Of all the skills possibly accessible to a good leader, there is one above all that is necessary for all good leaders, regardless of profession: Trust. The ability to inspire trust in the people being lead is absolutely essential for true positive leadership. It can be argued that when it comes to leadership styles, employing Fear is the polar opposite to gaining organizational trust. Much can be accomplished through authoritarian autonomy and fear, however this method of leadership would most likely not fall into the “Good” category.

Trust-Based Leadership

Putting aside for now all the negative repercussions of using Fear as a primary motivator in leadership, let us examine why it’s friendly step-brother, Trust is such an effective leadership skill.
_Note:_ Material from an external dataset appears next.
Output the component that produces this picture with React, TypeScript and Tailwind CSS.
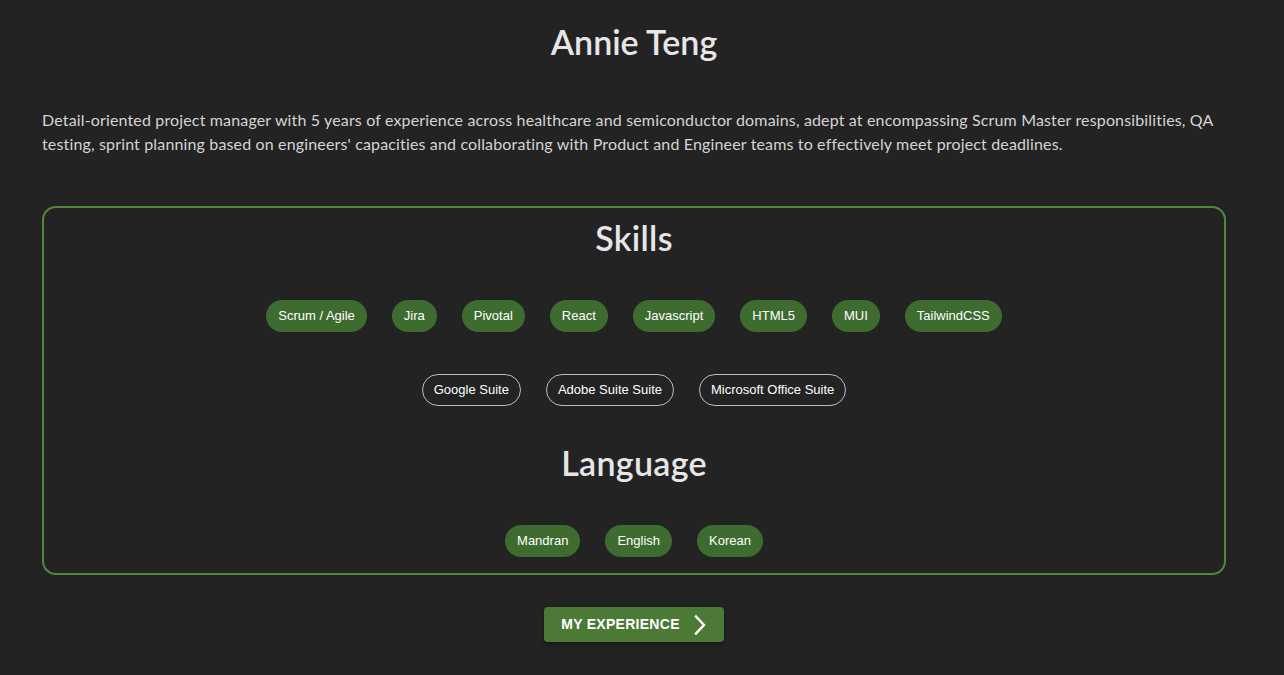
const skills = ['Scrum / Agile', 'Jira', 'Pivotal', 'React', 'Javascript', 'HTML5', 'MUI', 'TailwindCSS'];
const tools = ['Google Suite', 'Adobe Suite Suite', 'Microsoft Office Suite'];
const languages = ['Mandran', 'English', 'Korean'];

function Chip({ label, outlined = false }: { label: string; outlined?: boolean }) {
  return (
    <div
      className={`h-8 rounded-full flex items-center text-[13px] text-white font-['Liberation_Sans',Arial,sans-serif] ${
        outlined ? 'border border-[#bdbdbd] px-[11px]' : 'bg-[#3e6b2f] px-3'
      }`}
    >
      {label}
    </div>
  );
}

export default function App() {
  return (
    <div className="min-h-screen bg-[#232323] text-[#e6e6e6] font-['Lato','Noto_Sans',sans-serif] pl-[42px] pr-[58px] pt-[21px] pb-8">
      <h1 className="text-center text-[34px] leading-[42px] font-semibold">Annie Teng</h1>

      <p className="mt-[45px] text-[16px] leading-[24px] tracking-[0.15px] text-[#d4d4d4]">
        Detail-oriented project manager with 5 years of experience across healthcare and semiconductor domains, adept at encompassing Scrum Master responsibilities, QA testing, sprint planning based on engineers' capacities and collaborating with Product and Engineer teams to effectively meet project deadlines.
      </p>

      <section className="mt-[50px] border-2 border-[#4f8a3c] rounded-[14px] pt-[9px] pb-4">
        <h2 className="text-center text-[34px] leading-[42px] font-semibold tracking-[0.3px]">Skills</h2>
        <div className="mt-[41px] flex justify-center gap-[25px]">
          {skills.map((s) => (
            <Chip key={s} label={s} />
          ))}
        </div>
        <div className="mt-[42px] flex justify-center gap-[25px]">
          {tools.map((s) => (
            <Chip key={s} label={s} outlined />
          ))}
        </div>

        <h2 className="mt-[36px] text-center text-[34px] leading-[42px] font-semibold tracking-[0.3px]">Language</h2>
        <div className="mt-[41px] flex justify-center gap-[25px]">
          {languages.map((s) => (
            <Chip key={s} label={s} />
          ))}
        </div>
      </section>

      <div className="mt-[32px] flex justify-center">
        <button className="h-[35px] w-[180px] rounded bg-[#4a7a35] shadow-[0_2px_4px_rgba(0,0,0,0.4)] flex items-center justify-center gap-[13px] text-white text-[14px] font-bold tracking-[0.02em] font-['Liberation_Sans',Arial,sans-serif]">
          MY EXPERIENCE
          <svg width="14" height="22" viewBox="0 0 14 22" fill="none" stroke="currentColor" strokeWidth="2.4" strokeLinecap="square">
            <path d="M3 2.5 L11 11 L3 19.5" />
          </svg>
        </button>
      </div>
    </div>
  );
}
What makes trust amongst a leader’s employees so essential, is the fact that so many other positive attributes flow from it, permeate the workplace and operate as a cohesive force amongst a group of people.

The initial stages of trust are cultivated when an individual (or group) in a leadership position demonstrate that they actually care about their employee’s well being – physically, mentally and emotionally. This in fact can be achieved through several methods. Some might include providing a proven, safe work environment, offering inclusive rather than exclusive employee incentive programs (profit-sharing / investment matching) and providing a free, comfortable forum for employees to express their thoughts and opinions on such important topics as morale and streamlining of product.

Providing such positive outlets for employee input however, is only half the battle in setting a foundation for organizational trust. The other half of leaderships’ acknowledging their employee’s contributions and importance is actually listening to what is being said. When someone knows that their team leader not only values their work, but is truly interested in a person’s ideas, it tends to open up many pathways for free and comfortable discourse between all team members, consequently strengthening the team as a whole.

Building Upon Leadership

Once this initial level of trust or foundation is constructed, higher orders of leadership trust can then be built on top of it. When employees trust their leaders with their well being, they are more likely to begin to strive for goals that reach toward excellence in their personal and professional performance, rather than simply meeting minimum standards and basic requirements. This then reinforces leaderships’ confidence in their people; initiating a positive feedback loop with trust as its hub. In professional training circles, this process is known as Employee Engagement.

Consequences in such a positive environment then tend to manifest themselves in such areas as high workplace morale, increased clarity and amount of communication between co-workers and overall improved performance as a team working towards the common goal of success for the company. Because it has been consistently demonstrated to employees that their leadership trust factor is highly developed in both giving and receiving that trust, the team knows intuitively that ultimately, what is good progress for the company is also beneficial to employees on a group and individual basis.

The symbiotic relationship that results from positively applied leadership trust then itself can become the bedrock for growing and strengthening the company in turn. In today’s high volume communications world, word of a up and coming company filled with motivated and happy employees moves through the grapevine quickly. Outsiders look at a stable, growing enterprise comprised of multiple employees with productive, long term employment careers and see a logical long term investment. Whether that investment manifests itself in capital contributions to growth or by new people deciding to invest their new ideas and energy in the form of a career themselves, the end result is a dedicated group of individuals pulling together as a team in pursuit of excellence and success.